The exercise »
Give only the number of lines that hold the word "styles".

>> begin Supplied material

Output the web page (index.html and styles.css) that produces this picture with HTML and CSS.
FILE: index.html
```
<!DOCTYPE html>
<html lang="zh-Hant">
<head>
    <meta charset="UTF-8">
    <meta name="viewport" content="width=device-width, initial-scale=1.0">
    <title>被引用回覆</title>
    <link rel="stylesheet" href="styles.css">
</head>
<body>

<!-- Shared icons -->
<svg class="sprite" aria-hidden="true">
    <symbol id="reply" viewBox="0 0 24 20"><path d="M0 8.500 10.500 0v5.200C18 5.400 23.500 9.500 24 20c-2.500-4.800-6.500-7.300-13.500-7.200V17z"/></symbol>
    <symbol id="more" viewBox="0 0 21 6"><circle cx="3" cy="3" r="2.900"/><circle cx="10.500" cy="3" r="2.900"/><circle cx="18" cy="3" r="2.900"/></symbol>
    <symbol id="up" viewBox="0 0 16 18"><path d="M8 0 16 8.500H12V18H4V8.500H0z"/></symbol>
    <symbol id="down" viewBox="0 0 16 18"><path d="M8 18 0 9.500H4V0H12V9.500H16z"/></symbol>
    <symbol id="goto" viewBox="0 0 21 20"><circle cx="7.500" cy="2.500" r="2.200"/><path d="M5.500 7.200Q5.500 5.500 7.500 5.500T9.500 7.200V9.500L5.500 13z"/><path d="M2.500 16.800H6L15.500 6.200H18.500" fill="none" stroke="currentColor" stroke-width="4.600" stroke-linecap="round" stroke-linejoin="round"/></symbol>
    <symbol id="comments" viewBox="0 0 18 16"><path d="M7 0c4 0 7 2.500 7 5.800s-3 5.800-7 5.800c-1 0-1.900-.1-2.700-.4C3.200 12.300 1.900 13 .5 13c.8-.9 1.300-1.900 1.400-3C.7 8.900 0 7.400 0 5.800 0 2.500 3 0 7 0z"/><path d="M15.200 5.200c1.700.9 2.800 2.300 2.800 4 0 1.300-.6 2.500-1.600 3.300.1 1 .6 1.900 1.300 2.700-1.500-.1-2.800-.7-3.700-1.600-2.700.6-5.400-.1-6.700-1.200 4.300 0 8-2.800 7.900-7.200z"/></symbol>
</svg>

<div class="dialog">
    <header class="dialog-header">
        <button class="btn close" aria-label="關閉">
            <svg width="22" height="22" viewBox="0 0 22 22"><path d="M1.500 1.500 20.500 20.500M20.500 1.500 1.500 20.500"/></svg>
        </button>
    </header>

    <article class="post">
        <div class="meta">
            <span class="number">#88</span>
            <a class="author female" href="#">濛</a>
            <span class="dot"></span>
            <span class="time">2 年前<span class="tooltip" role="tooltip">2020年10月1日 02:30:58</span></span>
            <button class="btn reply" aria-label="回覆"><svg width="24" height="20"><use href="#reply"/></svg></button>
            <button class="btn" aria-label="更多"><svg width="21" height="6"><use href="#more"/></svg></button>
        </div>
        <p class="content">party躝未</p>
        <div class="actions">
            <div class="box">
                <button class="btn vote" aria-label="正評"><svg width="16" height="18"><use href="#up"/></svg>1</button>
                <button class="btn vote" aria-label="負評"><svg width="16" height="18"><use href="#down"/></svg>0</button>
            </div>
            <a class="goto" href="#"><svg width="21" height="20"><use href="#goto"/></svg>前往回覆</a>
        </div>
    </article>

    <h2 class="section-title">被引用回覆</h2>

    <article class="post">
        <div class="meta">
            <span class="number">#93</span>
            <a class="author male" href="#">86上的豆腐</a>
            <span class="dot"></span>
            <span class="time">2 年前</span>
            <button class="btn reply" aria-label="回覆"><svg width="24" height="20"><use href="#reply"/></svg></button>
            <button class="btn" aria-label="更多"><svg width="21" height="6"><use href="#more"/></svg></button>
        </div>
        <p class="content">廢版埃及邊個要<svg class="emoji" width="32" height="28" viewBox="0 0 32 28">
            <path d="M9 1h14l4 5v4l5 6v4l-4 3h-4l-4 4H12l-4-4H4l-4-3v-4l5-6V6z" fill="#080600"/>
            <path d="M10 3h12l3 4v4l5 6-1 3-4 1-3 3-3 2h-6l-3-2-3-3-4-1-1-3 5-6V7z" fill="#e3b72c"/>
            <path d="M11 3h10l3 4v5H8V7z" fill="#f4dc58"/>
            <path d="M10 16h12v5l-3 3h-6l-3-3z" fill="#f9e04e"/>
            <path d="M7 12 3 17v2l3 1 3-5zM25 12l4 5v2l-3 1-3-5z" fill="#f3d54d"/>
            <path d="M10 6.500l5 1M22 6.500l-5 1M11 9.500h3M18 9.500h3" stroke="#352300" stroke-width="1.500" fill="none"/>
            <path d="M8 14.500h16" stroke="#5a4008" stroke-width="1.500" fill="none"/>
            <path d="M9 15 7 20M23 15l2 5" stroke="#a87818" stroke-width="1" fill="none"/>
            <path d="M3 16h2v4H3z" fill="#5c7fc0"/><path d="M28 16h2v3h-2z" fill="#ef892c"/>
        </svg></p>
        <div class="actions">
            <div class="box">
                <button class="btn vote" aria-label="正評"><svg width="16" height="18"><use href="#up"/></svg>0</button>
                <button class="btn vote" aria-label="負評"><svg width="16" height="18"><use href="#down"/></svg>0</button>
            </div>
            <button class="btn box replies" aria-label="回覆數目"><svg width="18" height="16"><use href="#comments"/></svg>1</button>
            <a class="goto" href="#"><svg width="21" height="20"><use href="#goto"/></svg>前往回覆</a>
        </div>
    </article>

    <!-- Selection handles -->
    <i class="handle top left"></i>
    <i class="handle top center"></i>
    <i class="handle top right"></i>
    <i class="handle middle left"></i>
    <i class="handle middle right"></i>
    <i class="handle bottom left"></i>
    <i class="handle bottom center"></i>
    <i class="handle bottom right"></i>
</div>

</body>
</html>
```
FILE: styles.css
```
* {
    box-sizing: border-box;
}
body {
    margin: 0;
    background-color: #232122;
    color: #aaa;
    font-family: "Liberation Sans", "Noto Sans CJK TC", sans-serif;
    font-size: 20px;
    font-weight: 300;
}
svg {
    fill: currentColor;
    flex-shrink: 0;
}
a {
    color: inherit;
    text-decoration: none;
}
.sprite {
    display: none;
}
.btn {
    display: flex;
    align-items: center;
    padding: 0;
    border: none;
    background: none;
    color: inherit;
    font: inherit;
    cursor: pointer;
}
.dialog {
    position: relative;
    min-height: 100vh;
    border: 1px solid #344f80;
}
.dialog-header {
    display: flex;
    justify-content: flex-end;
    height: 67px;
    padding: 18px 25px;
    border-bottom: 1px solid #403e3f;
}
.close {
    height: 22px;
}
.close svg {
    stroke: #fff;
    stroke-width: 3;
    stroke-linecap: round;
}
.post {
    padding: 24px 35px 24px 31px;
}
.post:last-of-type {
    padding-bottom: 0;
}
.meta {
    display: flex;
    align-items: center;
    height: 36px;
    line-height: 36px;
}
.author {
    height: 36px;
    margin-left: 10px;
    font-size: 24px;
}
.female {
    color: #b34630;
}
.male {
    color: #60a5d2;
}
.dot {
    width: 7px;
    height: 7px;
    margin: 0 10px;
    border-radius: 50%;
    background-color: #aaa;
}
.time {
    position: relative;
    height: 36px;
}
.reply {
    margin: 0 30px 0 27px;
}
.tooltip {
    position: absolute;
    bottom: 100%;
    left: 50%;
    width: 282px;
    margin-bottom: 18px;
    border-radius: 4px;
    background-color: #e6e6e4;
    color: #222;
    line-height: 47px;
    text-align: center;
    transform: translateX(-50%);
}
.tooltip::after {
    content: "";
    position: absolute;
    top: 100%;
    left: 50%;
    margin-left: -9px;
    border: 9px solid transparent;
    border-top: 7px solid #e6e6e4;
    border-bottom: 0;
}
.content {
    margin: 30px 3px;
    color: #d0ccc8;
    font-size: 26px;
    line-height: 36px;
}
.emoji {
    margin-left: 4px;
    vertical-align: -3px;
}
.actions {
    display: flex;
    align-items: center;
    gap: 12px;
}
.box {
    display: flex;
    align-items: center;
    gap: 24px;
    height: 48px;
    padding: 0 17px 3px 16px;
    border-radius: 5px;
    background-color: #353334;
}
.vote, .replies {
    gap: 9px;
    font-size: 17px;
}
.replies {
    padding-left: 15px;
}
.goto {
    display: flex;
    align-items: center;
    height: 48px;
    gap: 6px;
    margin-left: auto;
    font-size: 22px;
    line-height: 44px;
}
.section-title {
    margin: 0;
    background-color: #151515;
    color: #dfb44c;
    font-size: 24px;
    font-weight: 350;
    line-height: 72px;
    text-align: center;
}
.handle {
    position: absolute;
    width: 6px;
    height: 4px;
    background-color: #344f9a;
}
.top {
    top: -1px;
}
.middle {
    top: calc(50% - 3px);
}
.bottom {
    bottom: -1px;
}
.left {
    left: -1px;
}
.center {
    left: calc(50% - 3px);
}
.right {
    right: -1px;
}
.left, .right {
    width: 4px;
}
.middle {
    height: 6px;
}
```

>> end Supplied material

Answer for this exercise »
3